To his energy audience, the growth of low-cost, affordable and distributed clean energy is the trend that is rocking their world. Utilities - organized on a regulated monopoly model developed nearly a hundred years ago - are struggling with the changes right now.
Companies like Idaho Power have huge transmission and generation infrastructures that could end up saddling customers who don't - or can't - make the shift to producing and managing their own power.
Uldrich's advice: Embrace ambiguity.
"Are today's customers going to be tomorrow's competitors, or both?" asked Uldrich, author of the book "Foresight 20/20."
Ralph Cavanagh, a leading voice for utility restructuring with the Natural Resources Defense Council, cited an example of his own from the Pacific Northwest. Peter Johnson, the former Bonneville Power Administration chief from Boise who died last month, advocated in 1981 paying for energy-efficiency as an electric resource - one way to preserve the region's low-cost power from hydroelectric dams.

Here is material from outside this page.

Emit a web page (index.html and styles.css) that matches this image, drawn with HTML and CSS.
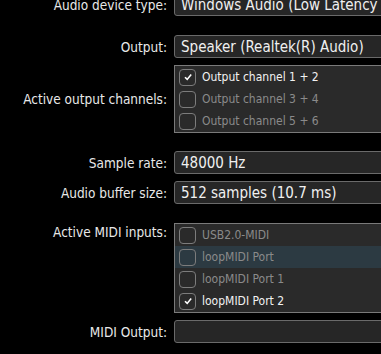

Many utility executives then (and some still) don't embrace reducing customer power needs in place of building more generating capacity.
Johnson set the goal for 1985 at 285 megawatts. Since then, the Pacific Northwest has used energy-efficiency to cut electric demand by 5,300 megawatts, Cavanagh said. That leads the nation and preserves the region's advantage for lost-cost power.
Such far-sighted decisions help companies, regions, states and even nations make themselves "futureproof," Uldrich said. In a time when technology is getting better, faster and cheaper, looking ahead and staying flexible is the key.
Uldrich offered the many young entrepreneurs at the conference hope that the energy-efficiency curve is shooting upward too. He urged them to watch for it to curve exponentially.
"We're at the tip of the iceberg," he said.